Millennials Are Moving Back With Mom And Dad
MICHEL MARTIN, HOST:
We're going to take a few minutes now to talk about a new report out about a trend among millennials that's gotten a lot of attention. For the first time in more than a hundred years, younger adults - those aged 18 to 34 - are more likely to be living in their parents homes than with a partner or spouse.
In a few minutes, we're going to talk about this in our Barbershop roundtable. We've pulled together a group of millennials who've been thinking about this. But first, let's talk about the study with Kim Parker, director of social trends at the Pew Research Center, and she helped with the report. Kim, thanks so much for joining us.

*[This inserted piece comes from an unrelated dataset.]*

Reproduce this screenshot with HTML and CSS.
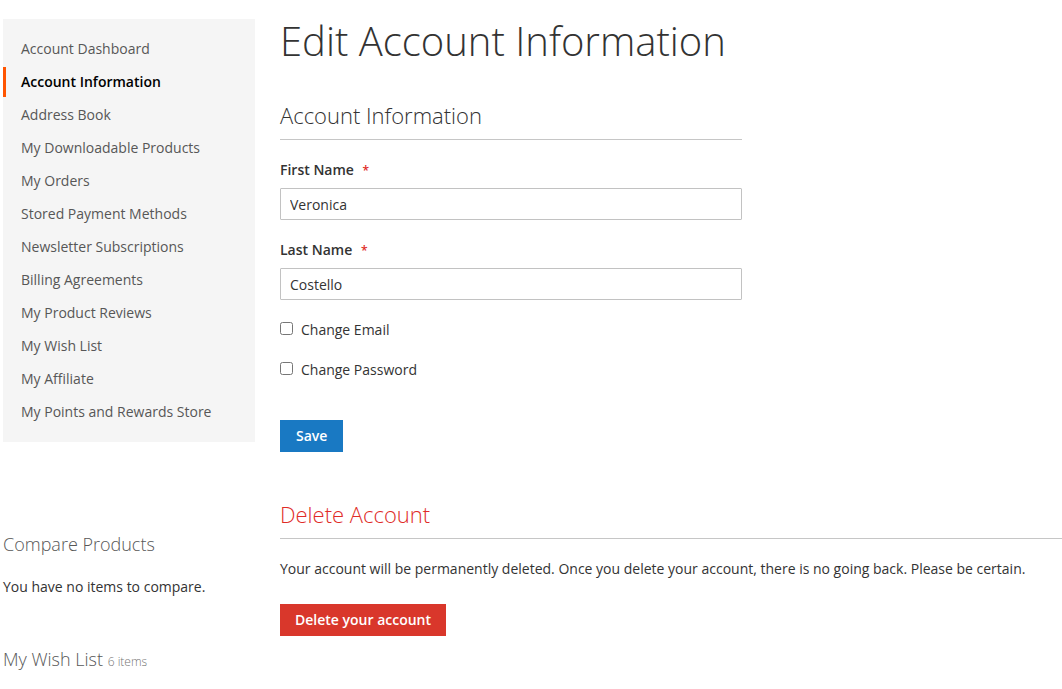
FILE: index.html
```html
<!DOCTYPE html>
<html lang="en">
<head>
<meta charset="utf-8">
<title>Edit Account Information</title>
<link rel="stylesheet" href="styles.css">
</head>
<body>
<div class="page">
  <aside class="sidebar">
    <nav class="account-nav">
      <ul class="nav-items">
        <li class="nav-item"><a href="#">Account Dashboard</a></li>
        <li class="nav-item current"><strong>Account Information</strong></li>
        <li class="nav-item"><a href="#">Address Book</a></li>
        <li class="nav-item"><a href="#">My Downloadable Products</a></li>
        <li class="nav-item"><a href="#">My Orders</a></li>
        <li class="nav-item"><a href="#">Stored Payment Methods</a></li>
        <li class="nav-item"><a href="#">Newsletter Subscriptions</a></li>
        <li class="nav-item"><a href="#">Billing Agreements</a></li>
        <li class="nav-item"><a href="#">My Product Reviews</a></li>
        <li class="nav-item"><a href="#">My Wish List</a></li>
        <li class="nav-item"><a href="#">My Affiliate</a></li>
        <li class="nav-item"><a href="#">My Points and Rewards Store</a></li>
      </ul>
    </nav>

    <div class="block block-compare">
      <div class="block-title">Compare Products</div>
      <div class="block-content">You have no items to compare.</div>
    </div>

    <div class="block block-wishlist">
      <div class="block-title">My Wish List <span class="counter">6 items</span></div>
    </div>
  </aside>

  <main class="main">
    <h1 class="page-title">Edit Account Information</h1>

    <form class="form-edit-account" action="#">
      <fieldset class="fieldset">
        <div class="legend">Account Information</div>

        <div class="field">
          <label class="label" for="firstname">First Name <span class="req">*</span></label>
          <input class="input-text" id="firstname" type="text" value="Veronica">
        </div>

        <div class="field">
          <label class="label" for="lastname">Last Name <span class="req">*</span></label>
          <input class="input-text" id="lastname" type="text" value="Costello">
        </div>

        <div class="field choice">
          <input class="checkbox" id="change-email" type="checkbox">
          <label for="change-email">Change Email</label>
        </div>

        <div class="field choice">
          <input class="checkbox" id="change-password" type="checkbox">
          <label for="change-password">Change Password</label>
        </div>
      </fieldset>

      <div class="actions">
        <button type="submit" class="action primary">Save</button>
      </div>
    </form>

    <section class="delete-account">
      <div class="legend legend-danger">Delete Account</div>
      <p class="delete-note">Your account will be permanently deleted. Once you delete your account, there is no going back. Please be certain.</p>
      <button type="button" class="action danger">Delete your account</button>
    </section>
  </main>
</div>
</body>
</html>
```

FILE: styles.css
```css
* {
  box-sizing: border-box;
}

html,
body {
  margin: 0;
  padding: 0;
  background: #ffffff;
}

body {
  font-family: "Open Sans", "Liberation Sans", sans-serif;
  font-size: 14px;
  line-height: 20px;
  color: #333333;
}

.page {
  display: flex;
  align-items: flex-start;
  padding: 19px 0 0 3px;
}

/* ---------- sidebar ---------- */

.sidebar {
  flex: 0 0 252px;
  width: 252px;
}

.account-nav {
  background: #f5f5f5;
  padding: 15px 0;
}

.nav-items {
  list-style: none;
  margin: 0;
  padding: 0;
  display: flex;
  flex-direction: column;
  gap: 3px;
}

.nav-item a,
.nav-item strong {
  display: block;
  padding: 5px 18px 5px 15px;
  line-height: 20px;
  color: #575757;
  text-decoration: none;
  border-left: 3px solid transparent;
}

.nav-item.current strong {
  color: #000000;
  font-weight: 600;
  border-left-color: #ff5501;
}

.block-title {
  font-size: 18px;
  line-height: 24px;
  font-weight: 300;
  color: #575757;
}

.block-compare {
  margin-top: 90px;
}

.block-compare .block-content {
  margin-top: 21px;
  color: #333333;
}

.block-wishlist {
  margin-top: 50px;
}

.block-wishlist .counter {
  font-size: 12px;
  color: #757575;
}

/* ---------- main column ---------- */

.main {
  flex: 1 1 auto;
  margin-left: 25px;
}

.page-title {
  margin: 0;
  padding-top: 2px;
  font-size: 40px;
  line-height: 40px;
  font-weight: 300;
  color: #333333;
}

.form-edit-account {
  width: 462px;
}

.fieldset {
  border: 0;
  margin: 40px 0 0;
  padding: 0;
  min-width: 0;
}

.legend {
  font-size: 22px;
  line-height: 28px;
  font-weight: 300;
  color: #333333;
  padding-bottom: 10px;
  border-bottom: 1px solid #c6c6c6;
}

.field {
  margin-top: 20px;
}

.label {
  display: block;
  height: 20px;
  font-weight: 600;
  line-height: 20px;
  margin-bottom: 8px;
}

.req {
  color: #e02b27;
  font-size: 12px;
  line-height: 1;
  margin-left: 5px;
}

.input-text {
  display: block;
  width: 100%;
  height: 32px;
  padding: 0 9px;
  border: 1px solid #c2c2c2;
  border-radius: 1px;
  font-family: inherit;
  font-size: 14px;
  color: #333333;
  background: #ffffff;
}

.field.choice {
  display: flex;
  align-items: center;
  height: 20px;
  line-height: 20px;
}

.field.choice .checkbox {
  width: 13px;
  height: 13px;
  margin: -3px 8px 0 0;
}

.actions {
  margin-top: 40px;
}

.action {
  display: inline-block;
  border: 0;
  border-radius: 0;
  padding: 7px 15px;
  font-family: inherit;
  font-size: 14px;
  line-height: 18px;
  font-weight: 600;
  color: #ffffff;
  cursor: pointer;
}

.action.primary {
  background: #1979c3;
  padding: 7px 16px;
}

.action.danger {
  background: #d9372b;
}

/* ---------- delete account ---------- */

.delete-account {
  margin-top: 48px;
}

.legend-danger {
  color: #e02b27;
}

.delete-note {
  margin: 20px 0 25px;
}
```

KIM PARKER: Thanks so much for having me.
MARTIN: What are some of the factors that are fueling this - that are fueling this? I assume there's more than one.

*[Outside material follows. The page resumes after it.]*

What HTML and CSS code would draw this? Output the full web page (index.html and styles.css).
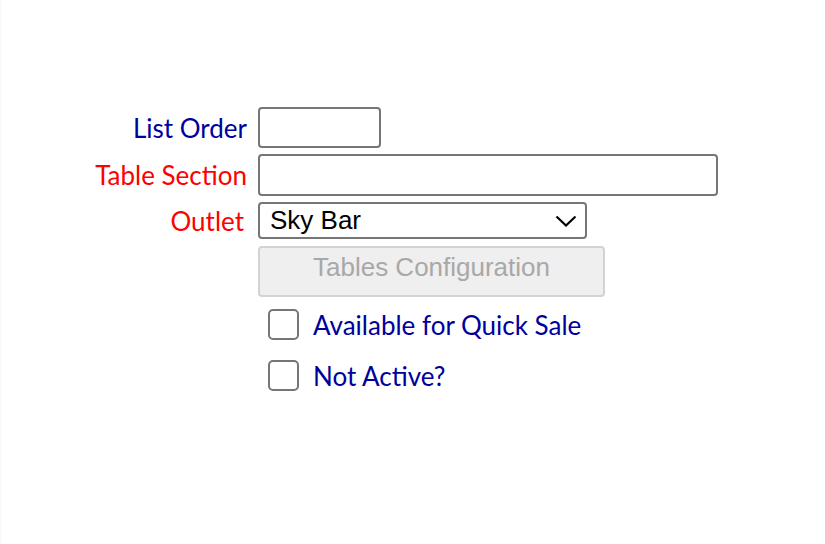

PARKER: The main driving force is the sort of downward trend in the share of young adults who are married, and part of that is explained by the fact that young adults are marrying later in life. But part of it also has to do with other factors. One is educational attainment.
There are different patterns by race and ethnicity, and there are also some economic factors that are really playing into this and particularly affecting young adults who don't have a college degree. Employment among that group is down and wages are down. And those things make it a lot harder for young people to get out and establish their own households.

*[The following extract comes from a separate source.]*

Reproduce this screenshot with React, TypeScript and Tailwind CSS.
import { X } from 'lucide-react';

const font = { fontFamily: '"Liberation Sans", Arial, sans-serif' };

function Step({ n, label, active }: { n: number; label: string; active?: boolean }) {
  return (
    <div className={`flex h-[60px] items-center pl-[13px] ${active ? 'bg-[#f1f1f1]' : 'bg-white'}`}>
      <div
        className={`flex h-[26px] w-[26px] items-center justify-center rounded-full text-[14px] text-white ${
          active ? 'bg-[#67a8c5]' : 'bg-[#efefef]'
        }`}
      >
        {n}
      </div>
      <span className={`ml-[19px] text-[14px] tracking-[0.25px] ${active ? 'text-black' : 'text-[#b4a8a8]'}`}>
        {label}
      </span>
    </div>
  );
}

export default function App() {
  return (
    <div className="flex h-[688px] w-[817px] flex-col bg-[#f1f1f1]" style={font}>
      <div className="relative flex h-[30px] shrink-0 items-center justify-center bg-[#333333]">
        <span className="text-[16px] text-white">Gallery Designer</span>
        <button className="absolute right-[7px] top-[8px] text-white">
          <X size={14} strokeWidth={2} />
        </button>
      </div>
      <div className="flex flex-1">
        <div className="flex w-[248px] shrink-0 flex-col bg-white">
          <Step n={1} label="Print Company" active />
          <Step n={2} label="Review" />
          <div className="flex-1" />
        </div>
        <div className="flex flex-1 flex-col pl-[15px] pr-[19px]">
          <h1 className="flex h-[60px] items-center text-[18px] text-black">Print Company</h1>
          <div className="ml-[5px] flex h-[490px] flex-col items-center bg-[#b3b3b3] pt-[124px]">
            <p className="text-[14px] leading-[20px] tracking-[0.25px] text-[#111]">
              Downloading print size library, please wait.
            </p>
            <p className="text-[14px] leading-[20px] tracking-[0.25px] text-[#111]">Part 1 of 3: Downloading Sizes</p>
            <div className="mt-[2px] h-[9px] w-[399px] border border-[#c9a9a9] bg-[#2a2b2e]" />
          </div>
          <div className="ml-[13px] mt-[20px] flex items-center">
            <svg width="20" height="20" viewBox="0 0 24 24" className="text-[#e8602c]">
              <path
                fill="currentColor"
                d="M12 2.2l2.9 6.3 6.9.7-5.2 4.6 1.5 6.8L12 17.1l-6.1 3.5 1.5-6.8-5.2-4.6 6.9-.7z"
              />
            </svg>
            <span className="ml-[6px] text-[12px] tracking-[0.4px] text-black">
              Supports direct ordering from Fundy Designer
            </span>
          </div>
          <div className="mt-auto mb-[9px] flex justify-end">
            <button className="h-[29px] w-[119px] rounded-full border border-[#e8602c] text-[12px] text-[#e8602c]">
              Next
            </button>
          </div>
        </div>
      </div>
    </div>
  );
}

MARTIN: The fact of the matter is millennials are probably the most diverse demographic in our history - right? - and so if you come from, say, an immigrant background, it's not considered so terrible to live with your parents. In fact, that's the norm in a lot of cultures. Is that a factor?
PARKER: We do find the rates of young adults living at home, and also more broadly multigenerational households are more common among new immigrants and racial and ethnic minorities. But when you just look at the patterns of what's been going on with whites, you see a similar uptick in the shared living with parents and a downward trend in the share who are marrying or living with romantic partners.
MARTIN: One more question - gender. Do you find that young men or young women are more likely to live with their parents? Is there a difference there?
PARKER: We do find a difference. Young men are more likely than young women to be living with their parents. This actually became the dominant living arrangement in 2009, so they hit the tipping point a few years back.
MARTIN: Why do we think that is? Do we have any idea why that is?
PARKER: Overall, employment rates among young men are down significantly in recent decades, and wages have also fallen a lot especially for young men without a college education.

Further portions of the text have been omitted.